Ad infinitum. So $1 is worth these many beers:

1 + (3/4) + (3/4)^{2} + (3/4)^{3} + ⋯

Now use the formula for geometric series to get 4.

That's right, the price of 1 beer gets you 4 beers on the large scale.

An argument based on borrowing is possible, just harder to think up what to borrow. Here is one: Borrow 1 bottle and 2 caps. Then $1 gets you 4 beers:

1 bottle, 2 caps, $1 | |

→ | { buy } |

1 beer, 2 bottles, 3 caps | |

→ | { redeem 2 bottles } |

2 beers, 1 bottle, 4 caps | |

→ | { redeem 4 caps } |

3 beers, 2 bottle, 1 caps | |

→ | { redeem 2 bottles } |

4 beers, 1 bottle, 2 caps |

Return 1 bottle and 2 caps to the creditor. It's 4 beers for $1.
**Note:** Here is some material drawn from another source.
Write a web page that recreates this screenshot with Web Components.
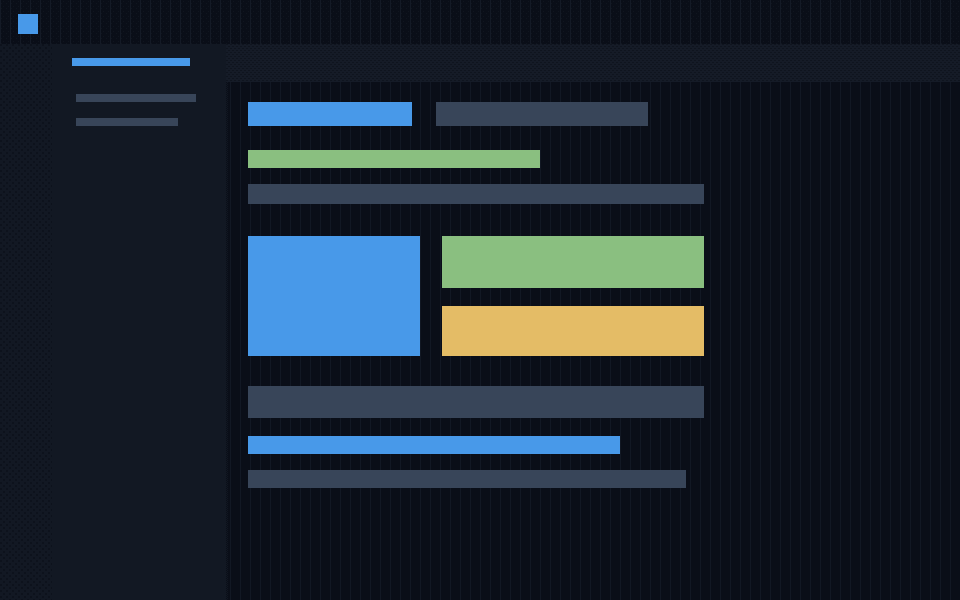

The brewer is either in real trouble or has to mark up the price to sustain this incredible business.

Starting with $m, we first spend all of it:

$m | |

→ | { buy en masse } |

m beers, m bottles, m caps |

If m≥3, we can proceed with the following redemptions:

m beers, m bottles, m caps | |

→ | { note m≥3, redeem 2 bottles } |

m+1 beers, m-1 bottles, m+1 caps | |

→ | { note m+1≥4, redeem 4 caps } |

m+2 beers, m bottles, m-2 caps | |

→ | { note m≥3, redeem 2 bottles } |

m+3 beers, m-1 bottles, m-1 caps |

In other words, if m≥3, we can trade 1 bottle and 1 cap for 3 beers. If m-1 ≥ 3 still, we can perform these steps again, etc. Overall, we can do this for m-2 times until 2 bottles and 2 caps are left, but then the number of beers will go up by 3(m-2):

m beers, m bottles, m caps | |

→ | { if m≥3, do the above for m-2 times } |

m + 3(m-2) beers, 2 bottles, 2 caps |

The 2 bottles can still be redeemed. One last step:

m + 3(m-2) beers, 2 bottles, 2 caps | |

→ | { redeem 2 bottles } |

m + 3(m-2) + 1 beers, 1 bottle, 3 caps | |

= | |

4m-5 beers, 1 bottle, 3 caps |

The above is also good for m=2: m-2 = 0, so we perform 0 times of “trading 1 bottle and 1 cap for 3 beers”, but we can still perform the last step.

To sum up, when m≥2, $m can get 4m-5 beers, and there is a leftover of 1 empty bottle and 3 caps.

(Exercise: If at this point you may borrow 1 bottle and 2 caps, you can reach 4m beers.)